When I change non-blocking write to blocking write, it works fine. Please help!

Did you read OpenCL specification? It has a paragraph dedicated to you personally :)

Using clGetEventInfo to determine if a command identified by event has finished execution (i.e. CL_EVENT_COMMAND_EXECUTION_STATUS returns CL_COMPLETE) is not a synchronization point. There are no guarantees that the memory objects being modified by command associated with event will be visible to other enqueued commands.

Lol, good point. I totally missed that part. What can I use then?

First, I can’t use blocking read because I want the host thread to do something else while waiting. For example, if there are multiple gpu devices, when it’s waiting for the buffer read, it can enqueue more commands on different devices.

The option that I can think of is using clSetEventCallBack, but I’m using OpenCl 1.0 which doesn’t have that feature yet.

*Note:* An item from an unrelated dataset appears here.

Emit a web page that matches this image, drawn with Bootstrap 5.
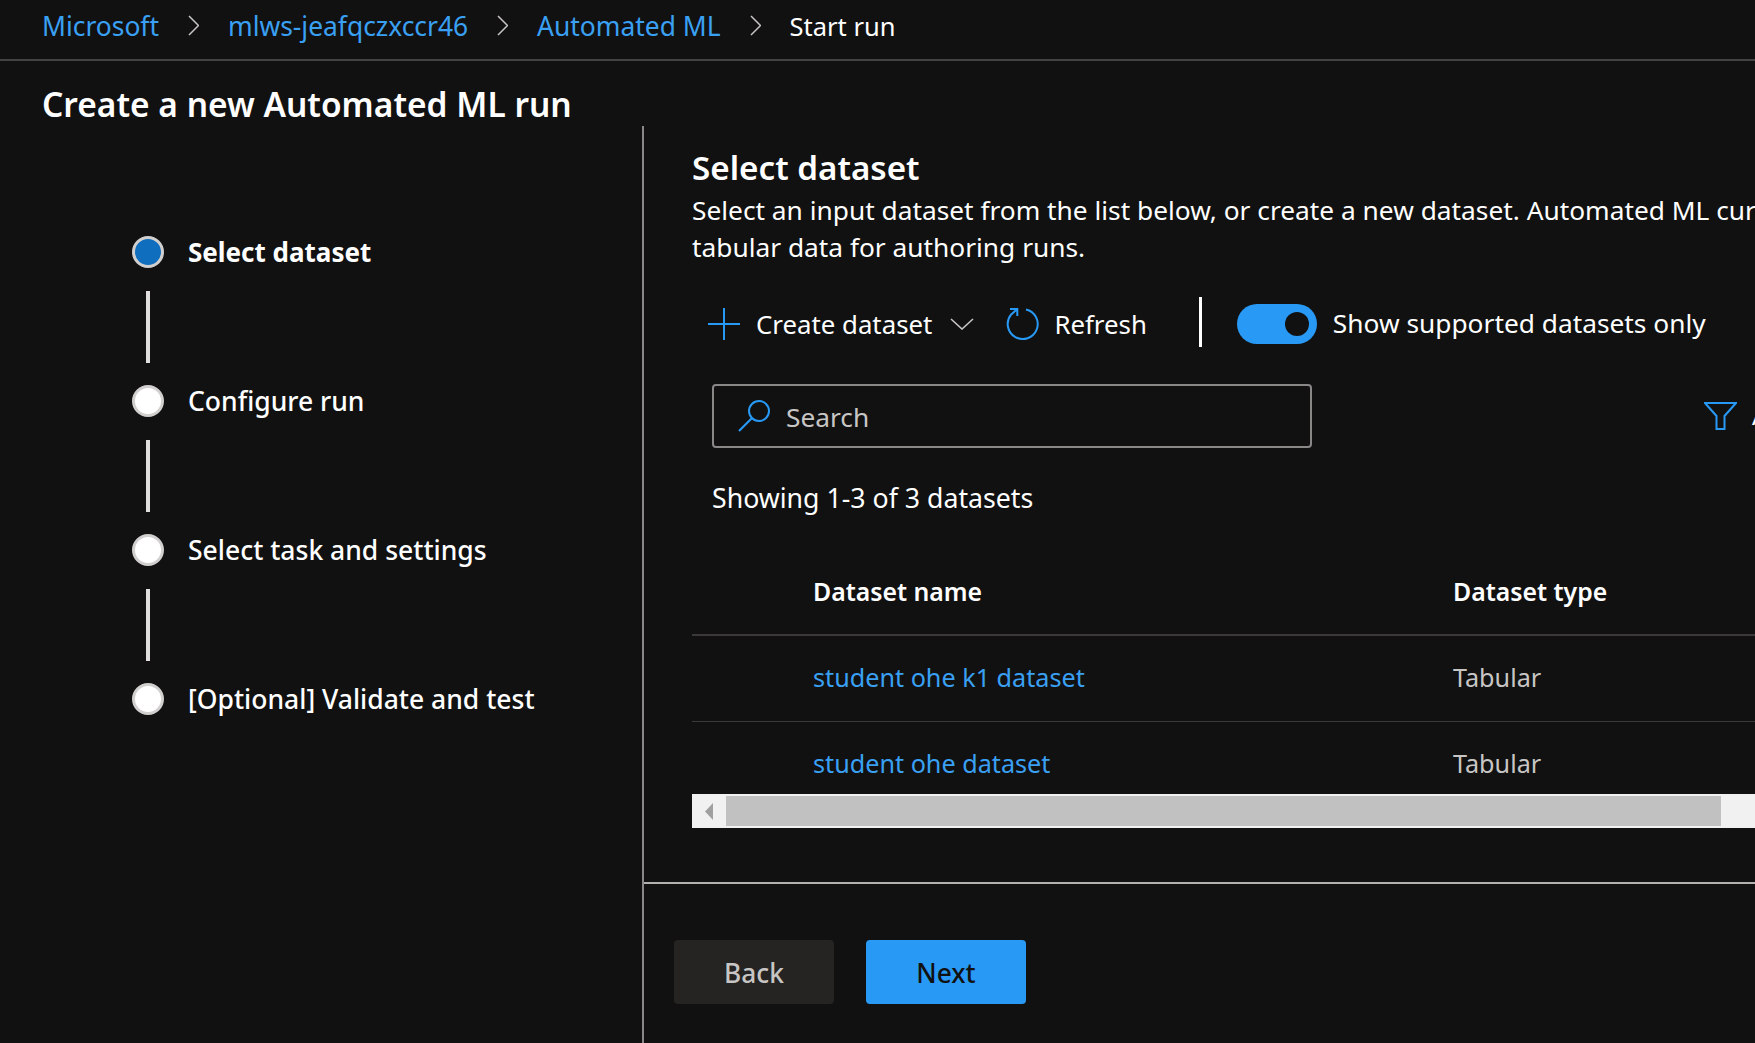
<!DOCTYPE html>
<html lang="en">
<head>
<meta charset="utf-8">
<title>Start run</title>
<link href="https://cdn.jsdelivr.net/npm/bootstrap@5.3.0/dist/css/bootstrap.min.css" rel="stylesheet">
<style>
html,body{height:100%;}
body{background:#111;color:#fff;font-family:"Noto Sans","Open Sans","Liberation Sans",sans-serif;font-size:26.3px;overflow:hidden;}
a{color:#3aa0f3;text-decoration:none;}
.crumbs{height:61px;border-bottom:2px solid #444;padding-left:42px;margin:0;align-items:center;list-style:none;gap:29px;padding-bottom:8px;line-height:36px;flex-wrap:nowrap;font-size:26.4px;}
.crumbs svg{display:block;}
.crumb-end{font-size:25.5px;}
.page-title{height:65px;padding:21px 0 0 42px;font-size:33.5px;line-height:44px;font-weight:600;margin:0;}
.work{height:917px;}
.left-col{width:642px;flex:none;padding:110px 0 0 132px;}
.step-row{height:32px;gap:24px;font-size:26.5px;font-weight:500;line-height:32px;white-space:nowrap;}
.step-row.on{font-weight:700;font-size:26px;}
.dot{width:32px;height:32px;border-radius:50%;background:#fff;border:3px solid #d2d0ce;flex:none;}
.step-row.on .dot{background:#106ebe;}
.step-link{width:4px;height:72px;background:#e1dfdd;margin:23px 0 22px 14px;}
.right-col{flex:1;min-width:0;border-left:2px solid #8a8886;overflow:hidden;}
.right-body{height:756px;padding:22px 0 0 48px;overflow:hidden;}
.sec-title{font-size:33.2px;line-height:40px;font-weight:600;margin:0 0 4px;white-space:nowrap;}
.sec-desc{line-height:36.5px;margin:0;white-space:nowrap;}
.tools{height:52px;margin-top:33px;padding-left:16px;white-space:nowrap;}
.tools svg{flex:none;display:block;}
.tool-txt{font-size:25.8px;}
.drop-ic{margin-left:18px;}
.refresh-ic{margin-left:32px;margin-right:15px;}
.tool-sep{width:3px;height:50px;background:#fff;margin:0 35px 4px 52px;flex:none;}
.switcher{width:80px;height:40px;border-radius:20px;background:#2899f5;flex:none;position:relative;margin-right:16px;}
.switcher i{position:absolute;right:8px;top:8px;width:24px;height:24px;border-radius:50%;background:#111;}
.search-row{margin-top:34px;padding-left:20px;height:64px;}
.search-box{width:600px;height:64px;border:2px solid #8a8886;border-radius:4px;padding-left:24px;gap:15px;color:#c8c6c4;flex:none;}
.search-label{padding-top:3px;}
.filter-ic{margin-left:392px;flex:none;}
.filter-txt{margin-left:15px;white-space:nowrap;}
.count{margin:32px 0 0 20px;line-height:36px;height:36px;font-size:26.7px;}
.table-clip{margin-top:33px;height:245px;overflow:hidden;width:1300px;font-size:25.2px;}
.table-clip table{margin:0;width:1300px;table-layout:fixed;--bs-table-bg:transparent;--bs-table-color:#fff;--bs-table-border-color:#3b3a39;}
.table-clip th{height:86px;vertical-align:middle;font-weight:600;padding:0;border-bottom-width:2px;font-size:24.8px;}
.table-clip td{height:86px;vertical-align:middle;padding:0;color:#c8c6c4;}
.table-clip td a{color:#3aa0f3;}
.hbar{height:34px;background:#f1f1f1;padding:2px 0;}
.hbar-arrow{width:34px;flex:none;padding-left:13px;}
.hbar-thumb{width:995px;background:#c1c1c1;flex:none;}
.hbar-rest{flex:1;}
.foot{height:161px;border-top:2px solid #b3b0ad;padding:56px 0 0 30px;gap:32px;}
.act{width:160px;height:64px;border:0;border-radius:4px;font-size:26.3px;font-weight:500;padding:4px 0 0;}
.act-back,.act-back:hover{background:#252423;color:#c8c6c4;}
.act-next,.act-next:hover{background:#2899f5;color:#111;}
</style>
</head>
<body>
<nav aria-label="breadcrumb">
<ul class="crumbs d-flex">
<li><a href="#">Microsoft</a></li>
<li><svg width="11" height="21" viewBox="0 0 11 21"><path d="M1 1l9.5 9.5L1 20" fill="none" stroke="#c8c6c4" stroke-width="1.5"/></svg></li>
<li><a href="#">mlws-jeafqczxccr46</a></li>
<li><svg width="11" height="21" viewBox="0 0 11 21"><path d="M1 1l9.5 9.5L1 20" fill="none" stroke="#c8c6c4" stroke-width="1.5"/></svg></li>
<li><a href="#">Automated ML</a></li>
<li><svg width="11" height="21" viewBox="0 0 11 21"><path d="M1 1l9.5 9.5L1 20" fill="none" stroke="#c8c6c4" stroke-width="1.5"/></svg></li>
<li class="crumb-end">Start run</li>
</ul>
</nav>
<h1 class="page-title">Create a new Automated ML run</h1>
<div class="work d-flex">
<aside class="left-col">
<div class="step-row on d-flex align-items-center"><span class="dot"></span><span>Select dataset</span></div>
<div class="step-link"></div>
<div class="step-row d-flex align-items-center"><span class="dot"></span><span>Configure run</span></div>
<div class="step-link"></div>
<div class="step-row d-flex align-items-center"><span class="dot"></span><span>Select task and settings</span></div>
<div class="step-link"></div>
<div class="step-row d-flex align-items-center"><span class="dot"></span><span>[Optional] Validate and test</span></div>
</aside>
<main class="right-col">
<div class="right-body">
<h2 class="sec-title">Select dataset</h2>
<p class="sec-desc">Select an input dataset from the list below, or create a new dataset. Automated ML currently only supports<br>tabular data for authoring runs.</p>
<div class="tools d-flex align-items-center">
<svg width="32" height="32" viewBox="0 0 32 32" class="me-3"><path d="M16 0v32M0 16h32" stroke="#2899f5" stroke-width="2" fill="none"/></svg>
<span class="tool-txt">Create dataset</span>
<svg width="24" height="12" viewBox="0 0 24 12" class="drop-ic"><path d="M1 1l11 10L23 1" fill="none" stroke="#c8c6c4" stroke-width="1.6"/></svg>
<svg width="33" height="33" viewBox="0 0 33 33" class="refresh-ic"><path d="M20 1.4A15 15 0 1 1 5.2 6.4L11.3 .9M4 .9h7.3v7" fill="none" stroke="#2899f5" stroke-width="2"/></svg>
<span class="tool-txt">Refresh</span>
<span class="tool-sep"></span>
<span class="switcher"><i></i></span>
<span>Show supported datasets only</span>
</div>
<div class="search-row d-flex align-items-center">
<div class="search-box d-flex align-items-center">
<svg width="33" height="32" viewBox="0 0 33 32"><circle cx="21" cy="11" r="10" fill="none" stroke="#2899f5" stroke-width="2"/><path d="M14 18L1 31" stroke="#2899f5" stroke-width="2.2" fill="none"/></svg>
<span class="search-label">Search</span>
</div>
<svg class="filter-ic" width="33" height="28" viewBox="0 0 33 28"><path d="M1 1h31L20.5 14v13h-8V14z" fill="none" stroke="#2899f5" stroke-width="2"/></svg>
<span class="filter-txt">Add filter</span>
</div>
<div class="count">Showing 1-3 of 3 datasets</div>
<div class="table-clip">
<table class="table">
<colgroup><col style="width:121px"><col style="width:640px"><col></colgroup>
<thead><tr><th></th><th>Dataset name</th><th>Dataset type</th></tr></thead>
<tbody>
<tr><td></td><td><a href="#">student ohe k1 dataset</a></td><td>Tabular</td></tr>
<tr><td></td><td><a href="#">student ohe dataset</a></td><td>Tabular</td></tr>
</tbody>
</table>
</div>
<div class="hbar d-flex">
<div class="hbar-arrow d-flex align-items-center"><svg width="8" height="17" viewBox="0 0 8 17"><path d="M8 0v17L0 8.5z" fill="#a0a0a0"/></svg></div>
<div class="hbar-thumb"></div>
<div class="hbar-rest"></div>
</div>
</div>
<div class="foot d-flex align-items-start">
<button type="button" class="btn act act-back">Back</button>
<button type="button" class="btn act act-next">Next</button>
</div>
</main>
</div>
<script src="https://cdn.jsdelivr.net/npm/bootstrap@5.3.0/dist/js/bootstrap.bundle.min.js"></script>
</body>
</html>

Also, what does clGetEventInfo is for then? What doest it mean when it returns complete status for read buffer? It doesn’t make sense to make to me to say that read buffer command is complete, but the buffer is not actually visible in the host’s memory.

Thanks in advance.

Well, what about using clGetEventInfo but only as a hint which indicates that subsequent clFinish will likely take little time?

Ok, so I try different combinations of blocking/nonblocking/clfinish for writing and reading buffer on a very simple program that just copies input to output without any calculation. From the result, the hypothesis of “clFinish after clGetEventInfo is complete will fix the problem” is not quite right.

So, there are 4 crucial steps:

  1. clEnqueueWriteBuffer(queue, _clmem1, CL_FALSE, 0, bytes(), input, 0, NULL, NULL); //non-blocking write
  2. clEnqueueNDRangeKernel(queue, clkern, 1, 0, workdim, NULL, 0, NULL, NULL );
  3. clEnqueueReadBuffer(queue, _clmem2, CL_FALSE, 0, bytes(), output, 0, NULL, &eventout); //non-blocking read
  4. { clGetEventInfo(eventout, CL_EVENT_COMMAND_EXECUTION_STATUS, sizeof(cl_int), &ret, NULL); }while(ret != CL_COMPLETE);

I print everything out and find out that the write buffer didn’t do the right thing. I read both clmem1 and clmem2 at the every end. clmem1 and clmem2 are the same, but clmem1 is totally different from the input.

Then, I follow Milikov’s suggestion of using clFinish after step 4. It doesn’t fix the problem. It still produce the wrong output. However, as I mentioned earlier, when I make step one blocking write or put clFinish after step1 without clFinish after step 4, it always produces the correct output.

It doesn’t make sense to me because the command queue is in-order-execution, so the run kernel should start after the write buffer finishes despite the fact that the write buffer is blocking or non-blocking. Any thought on this?

Actually, this might be helpful. In fact, I run a lot of these programs concurrently. They are independent from each other. Each of them has its own context and command queue. Note that I have only gpu device, but I have more than one contexts. I think it’s okay to create multiple contexts, but maybe I’m wrong. Someone who knows please clarify.

More observation on this behavior. When I run the program with one context and one command queue, everything is fine. However, when I run the program with one context and multiple command queues, then it generates wrong outputs sometimes.